Doctoral candidate shares research into Paleoindian period

Doctoral candidate Zachary Singer speaks during a lecture about his research into the Paleoindian period on Sunday, April 17, 2016 in Storrs, Connecticut. (Rebecca Newman/The Daily Campus)

Around 13,000 years ago, the Paleoindians, the first people of North America, hunted and gathered in regions across the continent. They had a noticeable presence in the northeast, according to doctoral candidate Zachary Singer at a lecture Sunday afternoon.

Singer reported the findings of his excavation near Ohomowauke, where he combed through a 500-square-meter plot of rocky land, searching for signs of Paleoindian activities in Connecticut. The excavation contributed to his research on Paleoindian ways of life in southern New England.

Many attendees, some of whom traveled several hours for the lecture, expressed their interest in the subject. 

“The subject is of great interest to me. I am very interested in pre-contact New England,” said Sandy Jacobi, a resident of Rhode Island.

Singer explained that Ohomowauke, excavated in 2012 and 2013, is largely swampland. The data gathered determines environmental features that can be used to identify the presence of Paleoindians. Some of these features include climate, wetness, dryness and the containment of deciduous shrubbery such as hazelnut. These details are key in determining dig sites that will offer insight into evidence of Paleoindians.

Connecticut is positioned in the New England maritime region–land that was formed largely through the movement and retreat of glaciers some 13,000 years ago.  This was a time when there was no Cape Cod Bay, for example, and during these days there existed the Champlain Sea, Singer said.

It took an entire year and many failed digs at the cost of hundreds of hours for Singer to finally find what he was looking for.

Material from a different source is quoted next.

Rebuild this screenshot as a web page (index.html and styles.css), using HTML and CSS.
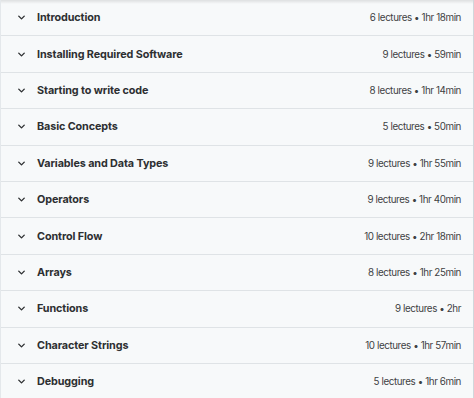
FILE: index.html
```html
<!DOCTYPE html>
<html lang="en">
<head>
<meta charset="UTF-8">
<title>Course content</title>
<link rel="stylesheet" href="styles.css">
</head>
<body>
<div class="curriculum">

  <div class="section">
    <svg class="chev" viewBox="0 0 24 24"><path d="M6 9l6 6 6-6"/></svg>
    <span class="section-title">Introduction</span>
    <span class="section-meta">6 lectures • 1hr 18min</span>
  </div>

  <div class="section">
    <svg class="chev" viewBox="0 0 24 24"><path d="M6 9l6 6 6-6"/></svg>
    <span class="section-title">Installing Required Software</span>
    <span class="section-meta">9 lectures • 59min</span>
  </div>

  <div class="section">
    <svg class="chev" viewBox="0 0 24 24"><path d="M6 9l6 6 6-6"/></svg>
    <span class="section-title">Starting to write code</span>
    <span class="section-meta">8 lectures • 1hr 14min</span>
  </div>

  <div class="section">
    <svg class="chev" viewBox="0 0 24 24"><path d="M6 9l6 6 6-6"/></svg>
    <span class="section-title">Basic Concepts</span>
    <span class="section-meta">5 lectures • 50min</span>
  </div>

  <div class="section">
    <svg class="chev" viewBox="0 0 24 24"><path d="M6 9l6 6 6-6"/></svg>
    <span class="section-title">Variables and Data Types</span>
    <span class="section-meta">9 lectures • 1hr 55min</span>
  </div>

  <div class="section">
    <svg class="chev" viewBox="0 0 24 24"><path d="M6 9l6 6 6-6"/></svg>
    <span class="section-title">Operators</span>
    <span class="section-meta">9 lectures • 1hr 40min</span>
  </div>

  <div class="section">
    <svg class="chev" viewBox="0 0 24 24"><path d="M6 9l6 6 6-6"/></svg>
    <span class="section-title">Control Flow</span>
    <span class="section-meta">10 lectures • 2hr 18min</span>
  </div>

  <div class="section">
    <svg class="chev" viewBox="0 0 24 24"><path d="M6 9l6 6 6-6"/></svg>
    <span class="section-title">Arrays</span>
    <span class="section-meta">8 lectures • 1hr 25min</span>
  </div>

  <div class="section">
    <svg class="chev" viewBox="0 0 24 24"><path d="M6 9l6 6 6-6"/></svg>
    <span class="section-title">Functions</span>
    <span class="section-meta">9 lectures • 2hr</span>
  </div>

  <div class="section">
    <svg class="chev" viewBox="0 0 24 24"><path d="M6 9l6 6 6-6"/></svg>
    <span class="section-title">Character Strings</span>
    <span class="section-meta">10 lectures • 1hr 57min</span>
  </div>

  <div class="section">
    <svg class="chev" viewBox="0 0 24 24"><path d="M6 9l6 6 6-6"/></svg>
    <span class="section-title">Debugging</span>
    <span class="section-meta">5 lectures • 1hr 6min</span>
  </div>

</div>
</body>
</html>
```

FILE: styles.css
```css
*, *::before, *::after { box-sizing: border-box; margin: 0; padding: 0; }

body {
  font-family: Inter, 'Noto Sans', sans-serif;
  background: #ffffff;
  color: #2d2f31;
  width: 474px;
  height: 398px;
  overflow: hidden;
}

.curriculum {
  position: relative;
  border-right: 1px solid #d1d7dc;
  border-left: 1px solid #e4e8eb;
  background: #f7f9fa;
  min-height: 398px;
}

/* shadow from the sticky header above */
.curriculum::before {
  content: '';
  position: absolute;
  top: 0;
  left: 0;
  right: 0;
  height: 4px;
  background: linear-gradient(rgba(0,0,0,0.10), rgba(0,0,0,0));
}

.section {
  display: flex;
  align-items: center;
  height: 36.4px;
  padding: 0 12px 0 15px;
  border-bottom: 1px solid #dfe3e6;
}

.chev {
  width: 11px;
  height: 11px;
  fill: none;
  stroke: #2d2f31;
  stroke-width: 3;
  stroke-linecap: round;
  stroke-linejoin: round;
  flex-shrink: 0;
  margin-right: 10px;
}

.section-title {
  flex: 1;
  font-size: 10.8px;
  font-weight: 700;
  letter-spacing: -0.1px;
}

.section-meta {
  font-size: 9.8px;
  color: #3e4143;
  letter-spacing: -0.4px;
}
```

After two years of excavation, Singer reported that the site he eventually landed on and wrote about in his dissertation had one fluted, pointed projectile. He determined that this type of fluted point came from Maine, quantifying the vast distances these tribes covered and shedding light on the idea that many tribes exchanged tools and information about hunting and gathering.

Excavations like these have led to many discoveries about the past. For example, Singer explained that caribou hunting in the area during the Paleoindian period was probably common, since the caribou would have yielded many resources, from skins for clothing to meat for consumption. These kinds of activity wouldn’t have been possible without the fluted tools that Singer discovered during his excavations. 

Many sites have been dug across New England, all of them containing fluted stone tools in the form of hand tools, spears and possibly even bows and arrows. This is the connecting factor across all Paleoindian dig sites, which contain a fair amount of diversity in the actual types of tools, dependent on the region.  Based on how and where the tools were made, archaeologists could eventually plot a migratory path for Paleoindians, Singer said.

“I was incredibly happy with the turn out and everyone’s questions,” Singer said. “It’s great to disseminate my dissertation research to an audience because it’s them who support my work.”